→ SHORT PROBLEM
Exactly repeat the material, dropping only the pictures.

* START DATASET CONTENT *

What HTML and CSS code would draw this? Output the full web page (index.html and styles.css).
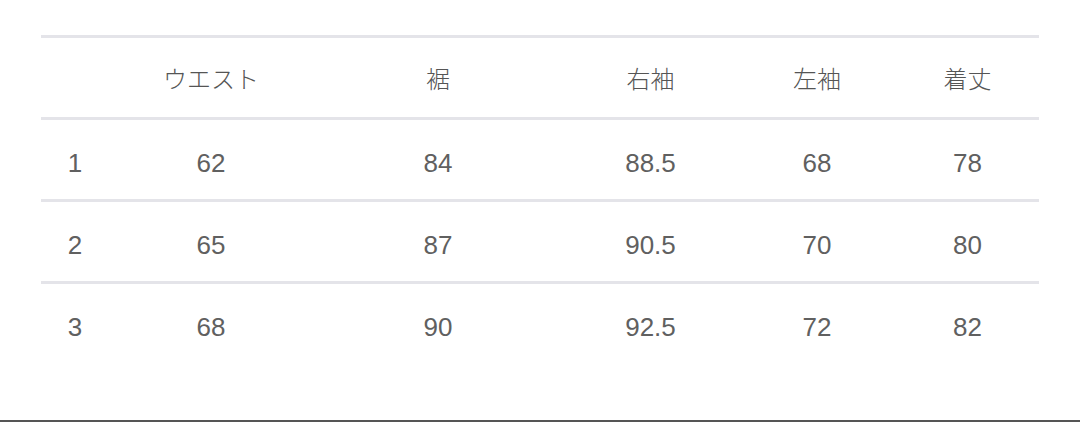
FILE: index.html
```html
<!DOCTYPE html>
<html lang="ja">
<head>
<meta charset="utf-8">
<link rel="stylesheet" href="styles.css">
</head>
<body>
<div class="page">
  <div class="table">
    <div class="row head">
      <div class="cell"></div>
      <div class="cell">ウエスト</div>
      <div class="cell">裾</div>
      <div class="cell">右袖</div>
      <div class="cell">左袖</div>
      <div class="cell">着丈</div>
    </div>
    <div class="row">
      <div class="cell">1</div>
      <div class="cell">62</div>
      <div class="cell">84</div>
      <div class="cell">88.5</div>
      <div class="cell">68</div>
      <div class="cell">78</div>
    </div>
    <div class="row">
      <div class="cell">2</div>
      <div class="cell">65</div>
      <div class="cell">87</div>
      <div class="cell">90.5</div>
      <div class="cell">70</div>
      <div class="cell">80</div>
    </div>
    <div class="row last">
      <div class="cell">3</div>
      <div class="cell">68</div>
      <div class="cell">90</div>
      <div class="cell">92.5</div>
      <div class="cell">72</div>
      <div class="cell">82</div>
    </div>
  </div>
</div>
<div class="bottom-bar"></div>
</body>
</html>
```

FILE: styles.css
```css
html, body {
  margin: 0;
  padding: 0;
  background: #ffffff;
}
body {
  width: 1080px;
  height: 422px;
  display: flex;
  flex-direction: column;
  overflow: hidden;
  font-family: "Liberation Sans", "Noto Sans CJK JP", sans-serif;
  color: #606060;
}
.page {
  flex: 1;
  padding: 35px 41px 0 41px;
}
.table {
  border-top: 3px solid #e4e4e9;
}
.row {
  display: grid;
  grid-template-columns: 68px 204px 250px 175px 158px 143px;
  height: 79px;
  border-bottom: 3px solid #e4e4e9;
}
.row.last {
  border-bottom: none;
}
.cell {
  display: flex;
  align-items: center;
  justify-content: center;
  font-size: 26px;
  line-height: 1;
  padding-top: 6px;
}
.head .cell {
  font-family: "Noto Sans CJK JP", sans-serif;
  font-size: 24px;
  color: #555555;
  font-weight: 300;
  padding-top: 0;
}
.bottom-bar {
  height: 2px;
  background: #555555;
}
```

* END DATASET CONTENT *

→ RESPONSE
What HTML and CSS code would draw this? Output the full web page (index.html and styles.css).
FILE: index.html
```html
<!DOCTYPE html>
<html lang="ja">
<head>
<meta charset="utf-8">
<link rel="stylesheet" href="styles.css">
</head>
<body>
<div class="page">
  <div class="table">
    <div class="row head">
      <div class="cell"></div>
      <div class="cell">ウエスト</div>
      <div class="cell">裾</div>
      <div class="cell">右袖</div>
      <div class="cell">左袖</div>
      <div class="cell">着丈</div>
    </div>
    <div class="row">
      <div class="cell">1</div>
      <div class="cell">62</div>
      <div class="cell">84</div>
      <div class="cell">88.5</div>
      <div class="cell">68</div>
      <div class="cell">78</div>
    </div>
    <div class="row">
      <div class="cell">2</div>
      <div class="cell">65</div>
      <div class="cell">87</div>
      <div class="cell">90.5</div>
      <div class="cell">70</div>
      <div class="cell">80</div>
    </div>
    <div class="row last">
      <div class="cell">3</div>
      <div class="cell">68</div>
      <div class="cell">90</div>
      <div class="cell">92.5</div>
      <div class="cell">72</div>
      <div class="cell">82</div>
    </div>
  </div>
</div>
<div class="bottom-bar"></div>
</body>
</html>
```

FILE: styles.css
```css
html, body {
  margin: 0;
  padding: 0;
  background: #ffffff;
}
body {
  width: 1080px;
  height: 422px;
  display: flex;
  flex-direction: column;
  overflow: hidden;
  font-family: "Liberation Sans", "Noto Sans CJK JP", sans-serif;
  color: #606060;
}
.page {
  flex: 1;
  padding: 35px 41px 0 41px;
}
.table {
  border-top: 3px solid #e4e4e9;
}
.row {
  display: grid;
  grid-template-columns: 68px 204px 250px 175px 158px 143px;
  height: 79px;
  border-bottom: 3px solid #e4e4e9;
}
.row.last {
  border-bottom: none;
}
.cell {
  display: flex;
  align-items: center;
  justify-content: center;
  font-size: 26px;
  line-height: 1;
  padding-top: 6px;
}
.head .cell {
  font-family: "Noto Sans CJK JP", sans-serif;
  font-size: 24px;
  color: #555555;
  font-weight: 300;
  padding-top: 0;
}
.bottom-bar {
  height: 2px;
  background: #555555;
}
```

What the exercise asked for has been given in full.